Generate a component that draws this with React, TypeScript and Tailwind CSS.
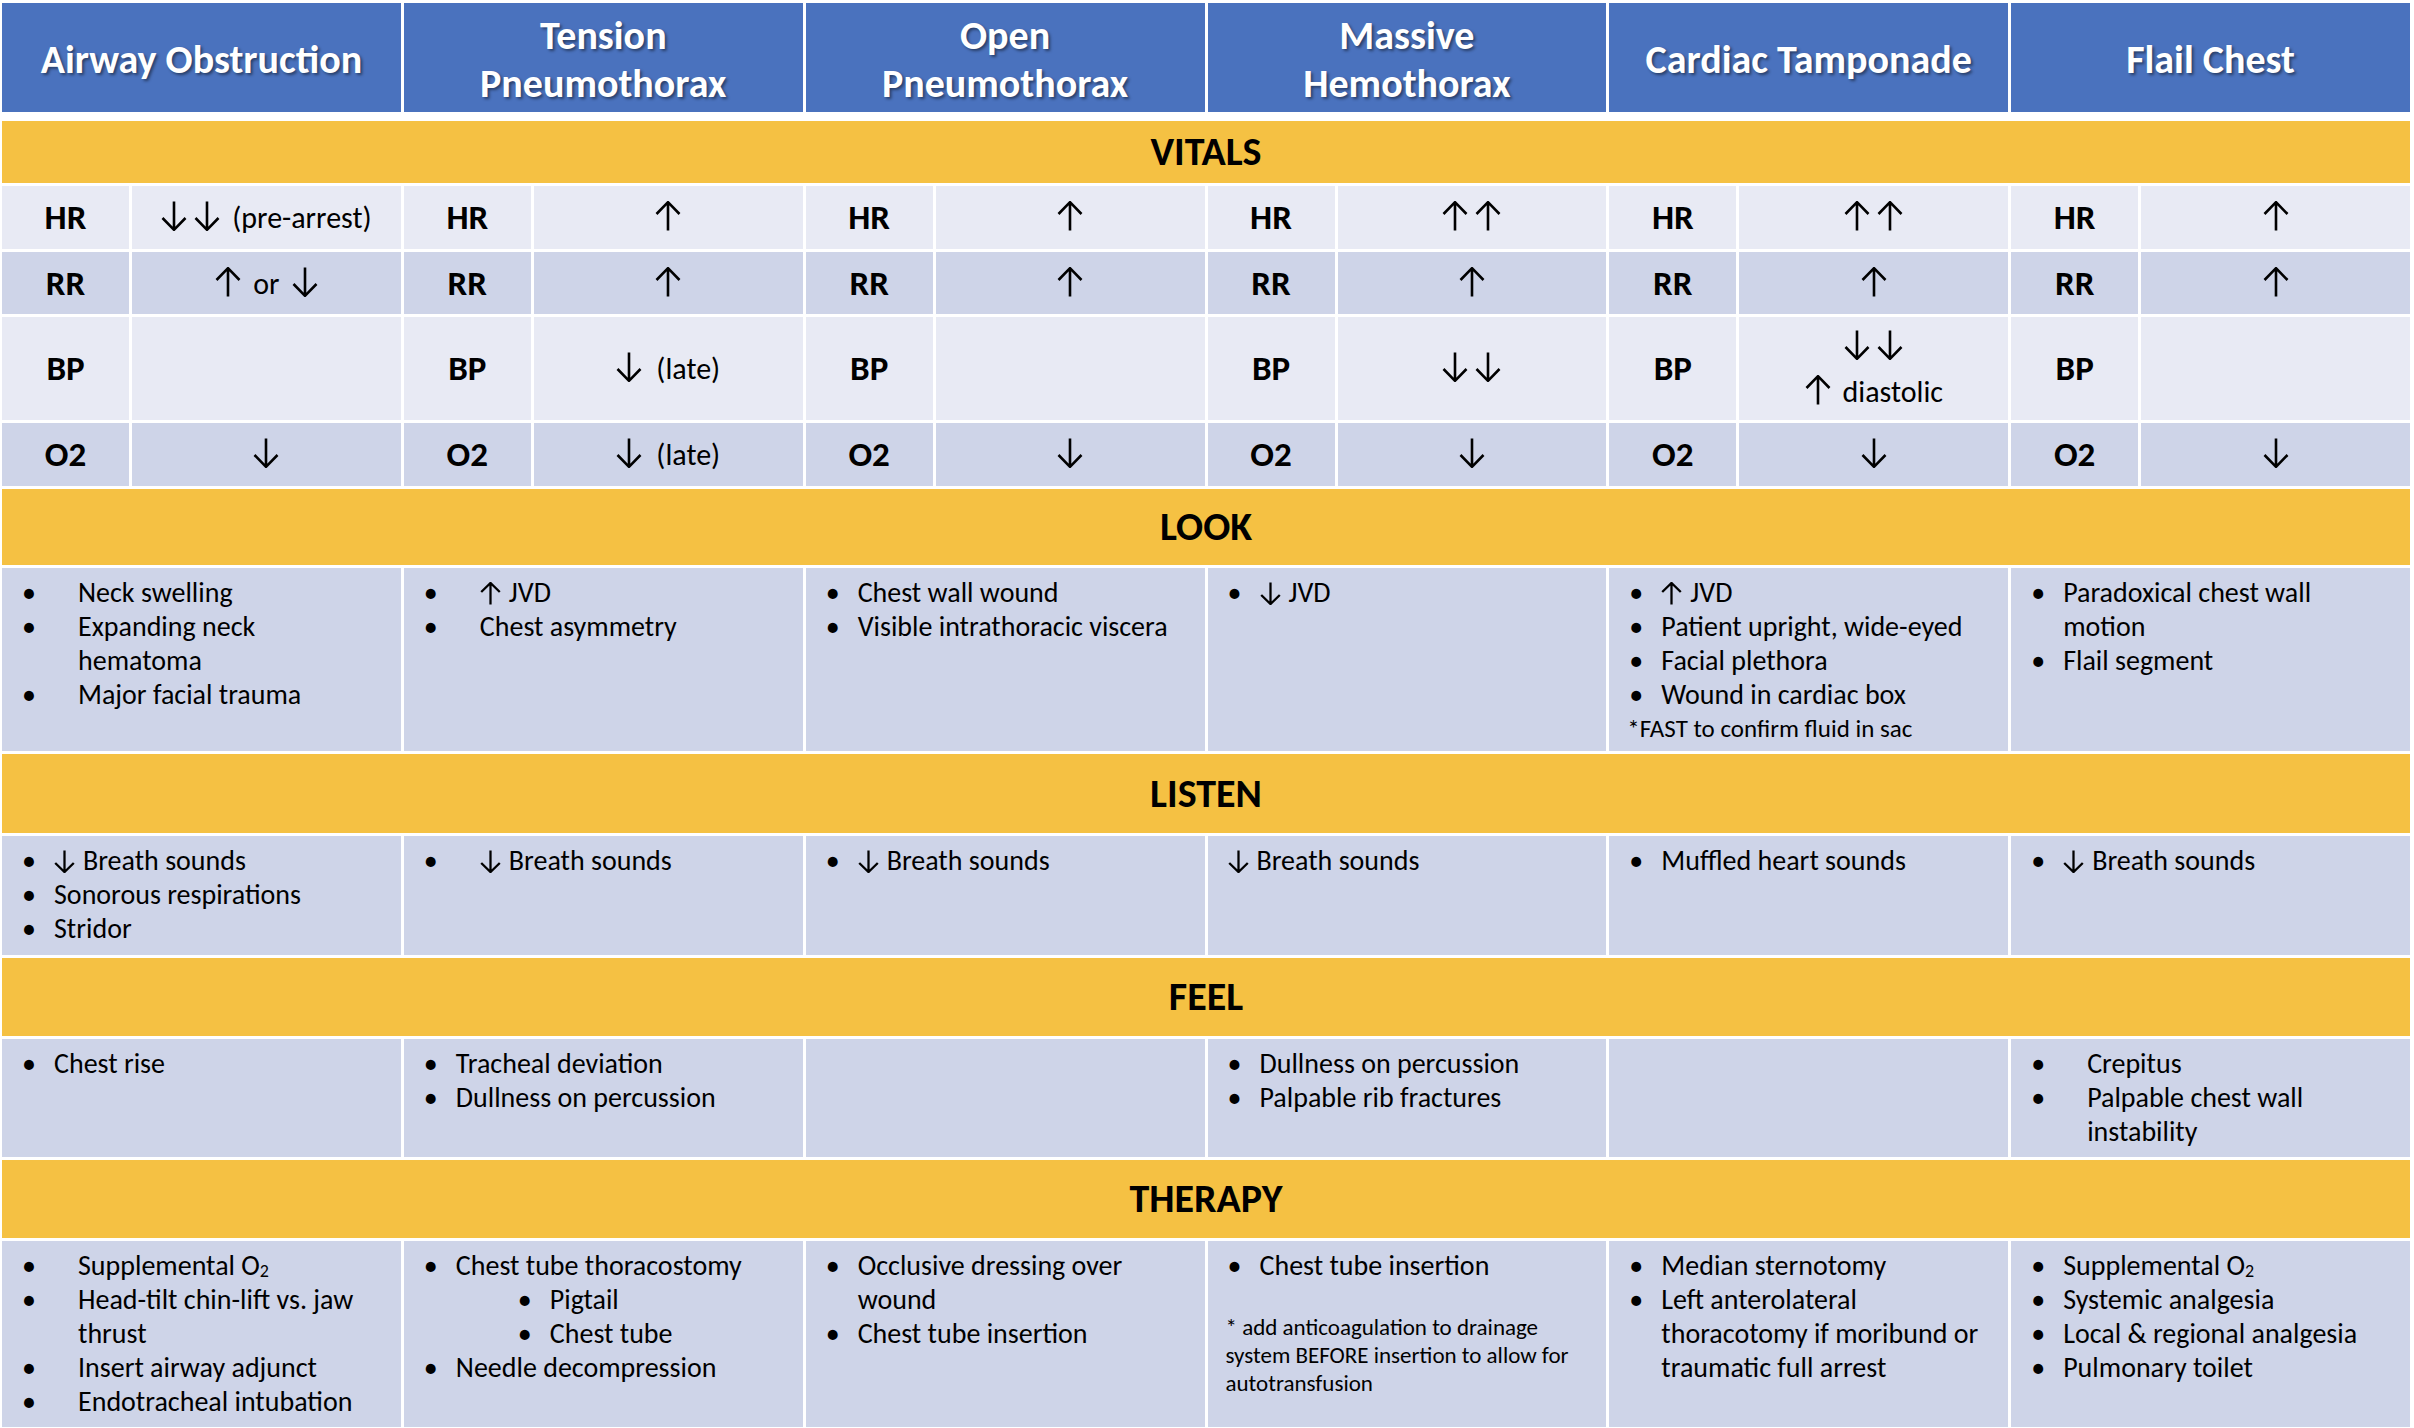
import type { ReactNode } from "react";

// thin open-headed arrow, like the math-font arrows in the source slide
function Arr({ up, big, className = "" }: { up?: boolean; big?: boolean; className?: string }) {
  const size = big ? "w-[26px] h-[30px] align-[-3px]" : "w-[21px] h-[23px] align-[-3px]";
  return (
    <svg
      viewBox="0 0 26 30"
      preserveAspectRatio="none"
      className={`inline-block ${size} ${up ? "rotate-180" : ""} ${className}`}
      fill="none"
      stroke="black"
      strokeWidth={big ? 2.6 : 2.8}
    >
      <path d="M13 0.5 V28.5 M1.5 17 L13 28.8 L24.5 17" />
    </svg>
  );
}

const HEADERS: ReactNode[] = [
  "Airway Obstruction",
  <>Tension<br />Pneumothorax</>,
  <>Open<br />Pneumothorax</>,
  <>Massive<br />Hemothorax</>,
  "Cardiac Tamponade",
  "Flail Chest",
];

const up1 = <Arr up big />;
const down1 = <Arr big />;
const up2 = (
  <>
    <Arr up big />
    <Arr up big className="ml-[7px]" />
  </>
);
const down2 = (
  <>
    <Arr big />
    <Arr big className="ml-[7px]" />
  </>
);
const downLate = (
  <>
    <Arr big className="mr-[14px]" />
    (late)
  </>
);

type Vital = { label: string; h: string; tone: string; values: ReactNode[] };

const VITALS: Vital[] = [
  {
    label: "HR",
    h: "h-[63px]",
    tone: "bg-[#E8EAF4]",
    values: [
      <>
        {down2}
        <span className="ml-[12px]">(pre-arrest)</span>
      </>,
      up1,
      up1,
      up2,
      up2,
      up1,
    ],
  },
  {
    label: "RR",
    h: "h-[62px]",
    tone: "bg-[#CED4E8]",
    values: [
      <>
        <Arr up big className="mr-[12px]" />
        or
        <Arr big className="ml-[12px]" />
      </>,
      up1,
      up1,
      up1,
      up1,
      up1,
    ],
  },
  {
    label: "BP",
    h: "h-[103px]",
    tone: "bg-[#E8EAF4]",
    values: [
      "",
      downLate,
      "",
      down2,
      <span className="flex flex-col items-center gap-[12px]">
        <span className="leading-[32px]">{down2}</span>
        <span className="leading-[32px]">
          <Arr up big className="mr-[12px]" />
          diastolic
        </span>
      </span>,
      "",
    ],
  },
  { label: "O2", h: "h-[63px]", tone: "bg-[#CED4E8]", values: [down1, downLate, down1, down1, down1, down1] },
];

const O2 = () => (
  <>
    O<sub className="text-[18px] relative top-[2px] align-baseline">2</sub>
  </>
);

function Li({ children, wide, nest, plain }: { children: ReactNode; wide?: boolean; nest?: boolean; plain?: boolean }) {
  return (
    <div className="flex">
      {!plain && (
        <span className={`${nest ? "ml-[94px]" : ""} ${wide ? "w-[56px]" : "w-[32px]"} shrink-0`}>•</span>
      )}
      <span>{children}</span>
    </div>
  );
}

function Cell({ children }: { children?: ReactNode }) {
  return (
    <div className="bg-[#CED4E8] pl-[20px] pt-[8px] text-[28px] leading-[34px] whitespace-nowrap text-black">
      {children}
    </div>
  );
}

function Band({ title, h }: { title: string; h: string }) {
  return (
    <div className={`${h} bg-[#F5C143] flex items-center justify-center text-[40px] font-bold text-black`}>
      {title}
    </div>
  );
}

const up = <Arr up className="mr-[8px]" />;
const down = <Arr className="mr-[8px]" />;

export default function App() {
  return (
    <div className="min-h-screen bg-white [font-family:Carlito,Calibri,Lato,sans-serif]">
      <div className="w-[2408px] ml-[2px] pt-[3px] flex flex-col gap-[3px]">
        {/* column headers */}
        <div className="grid grid-cols-6 gap-[3px] h-[109px] mb-[6px]">
          {HEADERS.map((h, i) => (
            <div
              key={i}
              className="bg-[#4A72BE] flex items-center justify-center pt-[5px] text-center text-white font-bold text-[40px] leading-[48px] [text-shadow:2px_2px_3px_rgba(0,0,0,0.45)]"
            >
              <div>{h}</div>
            </div>
          ))}
        </div>

        <Band title="VITALS" h="h-[62px]" />
        {VITALS.map(v => (
          <div key={v.label} className={`grid grid-cols-6 gap-[3px] ${v.h}`}>
            {v.values.map((val, i) => (
              <div key={i} className="grid grid-cols-[127px_1fr] gap-[3px]">
                <div className={`${v.tone} flex items-center justify-center text-[35px] font-bold`}>{v.label}</div>
                <div className={`${v.tone} flex items-center justify-center text-[30px] whitespace-nowrap`}>
                  <span>{val}</span>
                </div>
              </div>
            ))}
          </div>
        ))}

        <Band title="LOOK" h="h-[76px]" />
        <div className="grid grid-cols-6 gap-[3px] h-[183px]">
          <Cell>
            <Li wide>Neck swelling</Li>
            <Li wide>Expanding neck<br />hematoma</Li>
            <Li wide>Major facial trauma</Li>
          </Cell>
          <Cell>
            <Li wide>{up}JVD</Li>
            <Li wide>Chest asymmetry</Li>
          </Cell>
          <Cell>
            <Li>Chest wall wound</Li>
            <Li>Visible intrathoracic viscera</Li>
          </Cell>
          <Cell>
            <Li>{down}JVD</Li>
          </Cell>
          <Cell>
            <Li>{up}JVD</Li>
            <Li>Patient upright, wide-eyed</Li>
            <Li>Facial plethora</Li>
            <Li>Wound in cardiac box</Li>
            <div className="text-[25px] leading-[33px] -ml-[2px]">*FAST to confirm fluid in sac</div>
          </Cell>
          <Cell>
            <Li>Paradoxical chest wall<br />motion</Li>
            <Li>Flail segment</Li>
          </Cell>
        </div>

        <Band title="LISTEN" h="h-[79px]" />
        <div className="grid grid-cols-6 gap-[3px] h-[119px]">
          <Cell>
            <Li>{down}Breath sounds</Li>
            <Li>Sonorous respirations</Li>
            <Li>Stridor</Li>
          </Cell>
          <Cell>
            <Li wide>{down}Breath sounds</Li>
          </Cell>
          <Cell>
            <Li>{down}Breath sounds</Li>
          </Cell>
          <Cell>
            <Li plain>{down}Breath sounds</Li>
          </Cell>
          <Cell>
            <Li>Muffled heart sounds</Li>
          </Cell>
          <Cell>
            <Li>{down}Breath sounds</Li>
          </Cell>
        </div>

        <Band title="FEEL" h="h-[78px]" />
        <div className="grid grid-cols-6 gap-[3px] h-[118px]">
          <Cell>
            <Li>Chest rise</Li>
          </Cell>
          <Cell>
            <Li>Tracheal deviation</Li>
            <Li>Dullness on percussion</Li>
          </Cell>
          <Cell />
          <Cell>
            <Li>Dullness on percussion</Li>
            <Li>Palpable rib fractures</Li>
          </Cell>
          <Cell />
          <Cell>
            <Li wide>Crepitus</Li>
            <Li wide>Palpable chest wall<br />instability</Li>
          </Cell>
        </div>

        <Band title="THERAPY" h="h-[78px]" />
        <div className="grid grid-cols-6 gap-[3px] h-[186px]">
          <Cell>
            <Li wide>Supplemental <O2 /></Li>
            <Li wide>Head-tilt chin-lift vs. jaw<br />thrust</Li>
            <Li wide>Insert airway adjunct</Li>
            <Li wide>Endotracheal intubation</Li>
          </Cell>
          <Cell>
            <Li>Chest tube thoracostomy</Li>
            <Li nest>Pigtail</Li>
            <Li nest>Chest tube</Li>
            <Li>Needle decompression</Li>
          </Cell>
          <Cell>
            <Li>Occlusive dressing over<br />wound</Li>
            <Li>Chest tube insertion</Li>
          </Cell>
          <Cell>
            <Li>Chest tube insertion</Li>
            <div className="mt-[30px] -ml-[2px] text-[23px] leading-[28px]">
              * add anticoagulation to drainage
              <br />
              system BEFORE insertion to allow for
              <br />
              autotransfusion
            </div>
          </Cell>
          <Cell>
            <Li>Median sternotomy</Li>
            <Li>Left anterolateral<br />thoracotomy if moribund or<br />traumatic full arrest</Li>
          </Cell>
          <Cell>
            <Li>Supplemental <O2 /></Li>
            <Li>Systemic analgesia</Li>
            <Li>Local &amp; regional analgesia</Li>
            <Li>Pulmonary toilet</Li>
          </Cell>
        </div>
      </div>
    </div>
  );
}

______________________________

▸ The request
Restate only the lines running from the start of the material above through the line containing "string; h: string;", ends included. No pictures.

▸ Response to this exercise
Generate a component that draws this with React, TypeScript and Tailwind CSS.
import type { ReactNode } from "react";

// thin open-headed arrow, like the math-font arrows in the source slide
function Arr({ up, big, className = "" }: { up?: boolean; big?: boolean; className?: string }) {
  const size = big ? "w-[26px] h-[30px] align-[-3px]" : "w-[21px] h-[23px] align-[-3px]";
  return (
    <svg
      viewBox="0 0 26 30"
      preserveAspectRatio="none"
      className={`inline-block ${size} ${up ? "rotate-180" : ""} ${className}`}
      fill="none"
      stroke="black"
      strokeWidth={big ? 2.6 : 2.8}
    >
      <path d="M13 0.5 V28.5 M1.5 17 L13 28.8 L24.5 17" />
    </svg>
  );
}

const HEADERS: ReactNode[] = [
  "Airway Obstruction",
  <>Tension<br />Pneumothorax</>,
  <>Open<br />Pneumothorax</>,
  <>Massive<br />Hemothorax</>,
  "Cardiac Tamponade",
  "Flail Chest",
];

const up1 = <Arr up big />;
const down1 = <Arr big />;
const up2 = (
  <>
    <Arr up big />
    <Arr up big className="ml-[7px]" />
  </>
);
const down2 = (
  <>
    <Arr big />
    <Arr big className="ml-[7px]" />
  </>
);
const downLate = (
  <>
    <Arr big className="mr-[14px]" />
    (late)
  </>
);

type Vital = { label: string; h: string; tone: string; values: ReactNode[] };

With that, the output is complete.